Susanne and Jeff Kelly’s art-folk daydreams come to life by moonlight
When your mom socked away enough scratch to retire, she may have spent her days crocheting afghans for the troops in Afghanistan or pulling weeds in the tomato patch. When Susanne Kelly finally decided to quit her mind-numbing job at a Seattle medical facility, she cleaned the toxins from her system by making a semi-psychedelic folk album, By Reckless Moonlight (Green Monkey), with her husband Jeff Kelly, the singer, songwriter and guitarist behind the Green Pajamas for more than 30 years.
Susanne hasn’t really retired, of course. She’s now the full-time hostess of the Kellys’ cottage industry, renting out part of their rambling, two-story U District home as a bed and breakfast for paying guests. And the startling duo album that served as Susanne’s post-job therapy, like all of Jeff’s babies (Pajamas and solo outings or Goblin Market LPs with Laura Weller), maps out another sector of his brave new musical universe.
“Susanne was sort of missing the days, way back in 1987, when we recorded something similar to this: a 10-copy, cassette-only album called Coffee In Nepal,” says Jeff.
“I’ve always said I’m not a musician and I’m not a singer,” says Susanne. “I’m a mimic, an actress and a ham.
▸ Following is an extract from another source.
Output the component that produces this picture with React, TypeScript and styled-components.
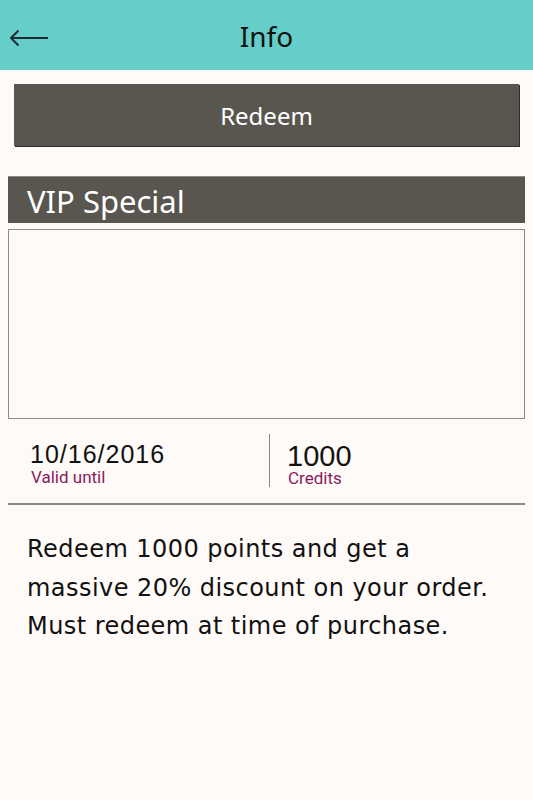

But Jeff’s always told me he likes the texture of my voice.”
Cutting Reckless on a difficult new iMac home studio wasn’t always smooth sailing. “What we’d done didn’t sound good, so we started over,” says Jeff, who removed many of the electric-guitar parts and replaced them with acoustic.
“That’s what I like about Jeff,” says Susanne. “We agreed the album wasn’t going where we wanted it to, so we re-recorded almost everything.”
One of By Reckless Moonlight’s songs, “Rowboat To The Moon,” details Susanne’s feelings about her poisonous work environment. “I was biking to work and thinking the whole time I’d rather be filming In Vanda’s Room,” she says referring to the Pedro Costa movie they’d just seen about junkies living together in Portugal.
Two songs referencing the Costa film made the final cut. “Jeff wrote ‘In Vanda’s Room,’ and I said to him, ‘That’s a great song, but it’s not my ‘Vanda’s Room,’” says Susanne. “Mine is a little bit meaner and grittier, and a little less poetic.”
Her number, “I’d Rather Be Filming ‘In Vanda’s Room,’” backed by Jeff’s slithering bottleneck guitar, finds Susanne whisper-snarling the lyrics like a vampire with a migraine. (“They say you’re lucky to work in this tomb/But me I’d rather be/Filming In Vanda’s Room.”) For all the customary brilliance of Jeff Kelly, Susanne’s song is the album’s high-water mark.
So, where does the duo go from here? The Kellys agree: not the road. “Just doing this has been a nice connecting point for Jeff and me,” says Susanne. “I’ve always said that Jeff’s more fun when he’s sick than most people are when they’re well. All he does in his spare time is record music, so I had to elbow my way in, just to have that hang-out time with him.”